De hecho los recoge con tal frialdad en tercera persona, que impacta el doble al poder experimentar los dos lados del drama, tanto el suceso en sí como el complejo cepo emocional que muestra la indefensión a un nivel mucho más allá del ámbito de la elección personal. En definitiva, nunca se juzga ni se compadece desde la posición de privilegio, sino que observa y reescala un problema a nivel doméstico en el contexto de la sociedad que nunca hace lo que podría, sino que tiende a estigmatizar y agravarlo.
El biopic es una excusa
Al contrario que otras películas deportivas sobre figuras, sean más o menos discutidas, el filme está menos interesado en el viaje interno, la dimensión psicológica del personaje, que la asociación con los factores que casi telegrafían que la historia no va a acabar bien aunque no sepas los hechos reales. Los prejuicios y el elitismo de los jueces de patinaje artístico, la hipocresía sobre la imagen proyectada en Norteamérica son suficientemente concluyentes para situar la gravedad de los hechos.
El condicionamiento de muchos padres a sus hijos deportistas, un sistema educativo demasiado ocupado en la competitividad y no en proteger a los que no tienen las mismas oportunidades, facilitando los destinos junto a “malas compañías” como el marido de Harding y su círculo. Todos los temas son picoteados, quizá deteniéndose demasiado en los momentos previos al “incidente” pero logra utilizar las hazañas y miserias del personaje para hacer un comentario social que trasciende el retrato.

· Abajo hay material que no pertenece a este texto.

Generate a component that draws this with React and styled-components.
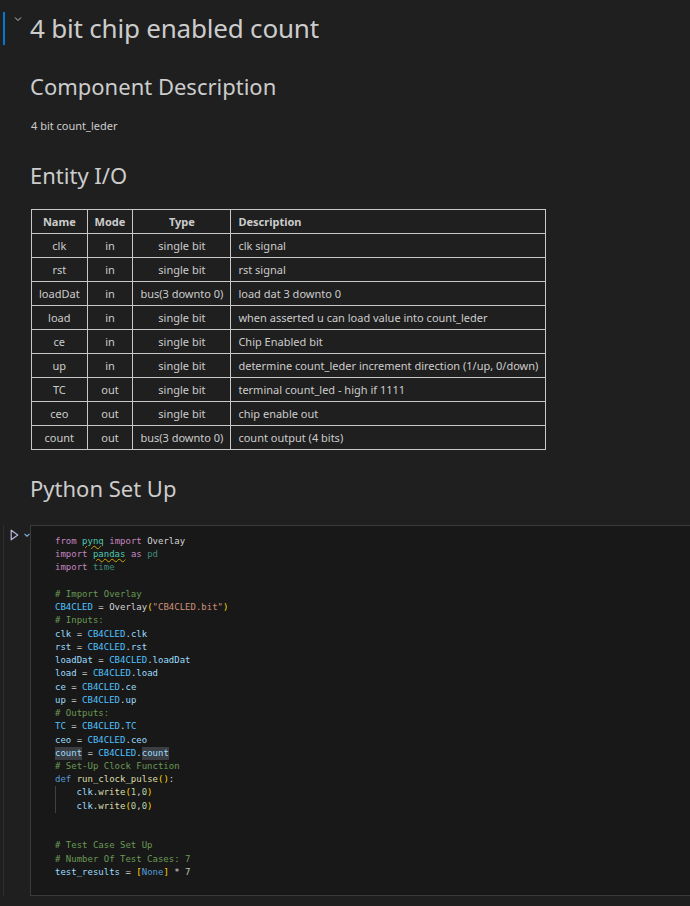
import styled, { createGlobalStyle } from "styled-components";

const Global = createGlobalStyle`
  html, body {
    margin: 0;
    padding: 0;
    background: #1f1f1f;
  }
  body {
    font-family: 'Noto Sans', 'Open Sans', sans-serif;
    color: #cccccc;
  }
`;

const rows = [
  ["clk", "in", "single bit", "clk signal"],
  ["rst", "in", "single bit", "rst signal"],
  ["loadDat", "in", "bus(3 downto 0)", "load dat 3 downto 0"],
  ["load", "in", "single bit", "when asserted u can load value into count_leder"],
  ["ce", "in", "single bit", "Chip Enabled bit"],
  ["up", "in", "single bit", "determine count_leder increment direction (1/up, 0/down)"],
  ["TC", "out", "single bit", "terminal count_led - high if 1111"],
  ["ceo", "out", "single bit", "chip enable out"],
  ["count", "out", "bus(3 downto 0)", "count output (4 bits)"],
];

const kw = "#c586c0";
const mod = "#4ec9b0";
const dim = "#3f8c7a";
const cm = "#6a9955";
const cst = "#4fc1ff";
const vr = "#9cdcfe";
const tx = "#d4d4d4";
const br = "#ffd700";
const str = "#ce9178";
const fn = "#dcdcaa";
const num = "#b5cea8";
const blue = "#569cd6";

const code = [
  [[kw, "from"], [tx, " "], [mod, "pynq", "sq"], [tx, " "], [kw, "import"], [tx, " Overlay"]],
  [[kw, "import"], [tx, " "], [mod, "pandas", "sq"], [tx, " "], [kw, "as"], [tx, " "], [dim, "pd"]],
  [[kw, "import"], [tx, " "], [dim, "time"]],
  [],
  [[cm, "# Import Overlay"]],
  [[cst, "CB4CLED"], [tx, " = Overlay"], [br, "("], [str, "\"CB4CLED.bit\""], [br, ")"]],
  [[cm, "# Inputs:"]],
  [[vr, "clk"], [tx, " = "], [cst, "CB4CLED"], [tx, "."], [vr, "clk"]],
  [[vr, "rst"], [tx, " = "], [cst, "CB4CLED"], [tx, "."], [vr, "rst"]],
  [[vr, "loadDat"], [tx, " = "], [cst, "CB4CLED"], [tx, "."], [vr, "loadDat"]],
  [[vr, "load"], [tx, " = "], [cst, "CB4CLED"], [tx, "."], [vr, "load"]],
  [[vr, "ce"], [tx, " = "], [cst, "CB4CLED"], [tx, "."], [vr, "ce"]],
  [[vr, "up"], [tx, " = "], [cst, "CB4CLED"], [tx, "."], [vr, "up"]],
  [[cm, "# Outputs:"]],
  [[cst, "TC"], [tx, " = "], [cst, "CB4CLED"], [tx, "."], [cst, "TC"]],
  [[vr, "ceo"], [tx, " = "], [cst, "CB4CLED"], [tx, "."], [vr, "ceo"]],
  [[vr, "count", "hl"], [tx, " = "], [cst, "CB4CLED"], [tx, "."], [vr, "count", "hl"]],
  [[cm, "# Set-Up Clock Function"]],
  [[blue, "def"], [tx, " "], [fn, "run_clock_pulse"], [br, "()"], [tx, ":"]],
  { indent: true, toks: [[vr, "clk"], [tx, "."], [fn, "write"], [br, "("], [num, "1"], [tx, ","], [num, "0"], [br, ")"]] },
  { indent: true, toks: [[vr, "clk"], [tx, "."], [fn, "write"], [br, "("], [num, "0"], [tx, ","], [num, "0"], [br, ")"]] },
  [],
  [],
  [[cm, "# Test Case Set Up"]],
  [[cm, "# Number Of Test Cases: 7"]],
  [[vr, "test_results"], [tx, " = "], [br, "["], [blue, "None"], [br, "]"], [tx, " * "], [num, "7"]],
];

export default function App() {
  return (
    <Page>
      <Global />
      <MarkdownCell>
        <TitleRow>
          <FocusBar />
          <Chevron width="8" height="6" viewBox="0 0 8 6">
            <path d="M1 1.5 L4 4.5 L7 1.5" fill="none" stroke="#c5c5c5" strokeWidth="1" />
          </Chevron>
          <Title>4 bit chip enabled count</Title>
        </TitleRow>
        <Body>
          <H2>Component Description</H2>
          <P>4 bit count_leder</P>
          <H2 $top={26}>Entity I/O</H2>
          <Table>
            <thead>
              <tr>
                <Th>Name</Th>
                <Th>Mode</Th>
                <Th>Type</Th>
                <Th $left>Description</Th>
              </tr>
            </thead>
            <tbody>
              {rows.map((r) => (
                <tr key={r[0]}>
                  <Td>{r[0]}</Td>
                  <Td>{r[1]}</Td>
                  <Td>{r[2]}</Td>
                  <Td $left>{r[3]}</Td>
                </tr>
              ))}
            </tbody>
          </Table>
          <H2 $top={23}>Python Set Up</H2>
        </Body>
      </MarkdownCell>

      <CodeCell>
        <Gutter>
          <RunIcon width="9" height="12" viewBox="0 0 9 12">
            <path d="M1.2 1.2 L7.8 6 L1.2 10.8 Z" fill="none" stroke="#b9b6dc" strokeWidth="1.2" strokeLinejoin="round" />
          </RunIcon>
          <SmallChevron width="6" height="4" viewBox="0 0 6 4">
            <path d="M0.5 0.8 L3 3.2 L5.5 0.8" fill="none" stroke="#7fb2e0" strokeWidth="1.1" />
          </SmallChevron>
        </Gutter>
        <Editor>
          {code.map((line, i) => {
            const toks = Array.isArray(line) ? line : line.toks;
            const indent = !Array.isArray(line);
            return (
              <Line key={i}>
                {indent && <Indent />}
                {toks.length === 0 ? "\u00a0" : toks.map((t, j) => (
                  <Tok key={j} $c={t[0]} $hl={t[2] === "hl"} $sq={t[2] === "sq"}>{t[1]}</Tok>
                ))}
              </Line>
            );
          })}
        </Editor>
      </CodeCell>
    </Page>
  );
}

const Page = styled.div`
  width: 690px;
  height: 906px;
  overflow: hidden;
  background: #1f1f1f;
`;

const MarkdownCell = styled.div`
  padding-top: 10px;
`;

const TitleRow = styled.div`
  display: flex;
  align-items: flex-start;
  height: 36px;
`;

const FocusBar = styled.div`
  width: 2px;
  height: 33px;
  margin: 2px 0 0 3px;
  background: #0078d4;
`;

const Chevron = styled.svg`
  display: block;
  margin: 6px 0 0 9px;
  flex-shrink: 0;
`;

const Title = styled.h1`
  margin: 0 0 0 8px;
  font-weight: 400;
  font-size: 26px;
  line-height: 36px;
  color: #cccccc;
  letter-spacing: -0.2px;
`;

const Body = styled.div`
  padding-left: 31px;
`;

const H2 = styled.h2`
  margin: ${(p) => p.$top || 25}px 0 0 -1px;
  font-weight: 400;
  font-size: 22px;
  line-height: 30px;
  color: #cccccc;
`;

const P = styled.p`
  margin: 17px 0 0 0;
  font-size: 11px;
  line-height: 16px;
  color: #cccccc;
`;

const Table = styled.table`
  margin-top: 19px;
  border-collapse: collapse;
  font-size: 11px;
  color: #cccccc;

  tr {
    height: 24px;
  }
`;

const Th = styled.th`
  border: 1px solid #c8c8c8;
  padding: 0 7px;
  font-weight: 700;
  text-align: ${(p) => (p.$left ? "left" : "center")};
  white-space: nowrap;
`;

const Td = styled.td`
  border: 1px solid #c8c8c8;
  padding: 0 7px;
  text-align: ${(p) => (p.$left ? "left" : "center")};
  white-space: nowrap;
`;

const CodeCell = styled.div`
  display: flex;
  margin-top: 22px;
  height: 371px;
`;

const Gutter = styled.div`
  width: 27px;
  margin-left: 3px;
  border-left: 1px solid #2e2e2e;
  display: flex;
  align-items: flex-start;
  padding-top: 4px;
  box-sizing: border-box;
`;

const RunIcon = styled.svg`
  margin-left: 6px;
  display: block;
`;

const SmallChevron = styled.svg`
  display: block;
  margin: 4px 0 0 5px;
`;

const Editor = styled.div`
  flex: 1;
  background: #181818;
  border: 1px solid #3a3a3a;
  border-right: none;
  padding: 9px 0 0 24px;
  font-family: 'DejaVu Sans Mono', 'Liberation Mono', monospace;
  font-size: 9px;
  line-height: 13.24px;
  white-space: pre;
`;

const Line = styled.div`
  height: 13.24px;
  display: flex;
`;

const Indent = styled.span`
  width: 21.6px;
  border-left: 1px solid #404040;
  box-sizing: border-box;
  flex-shrink: 0;
`;

const Tok = styled.span`
  color: ${(p) => p.$c};
  background: ${(p) => (p.$hl ? "#3a3d41" : "transparent")};
  text-decoration: ${(p) => (p.$sq ? "underline wavy #cca700" : "none")};
  text-decoration-thickness: 1px;
  text-underline-offset: 1px;
`;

Pero además, demonios, ‘Yo, Tonya’ es condenadamente divertida. Su cinismo afilado provoca enseguida una complicidad con el espectador, quizá porque juega con la ventaja de ser lo suficientemente honesta y plenamente consciente de sus limitaciones. Hay humor y tristeza, textura documental frente a dramatización, una dualidad que consigue crear un tono único del que Gillespie no solo sale airoso, sino que se permite reenfocar de nuevo la historia hacia al personaje en un hermoso plano final que alude a la capacidad de levantarse y empezar de cero de Harding.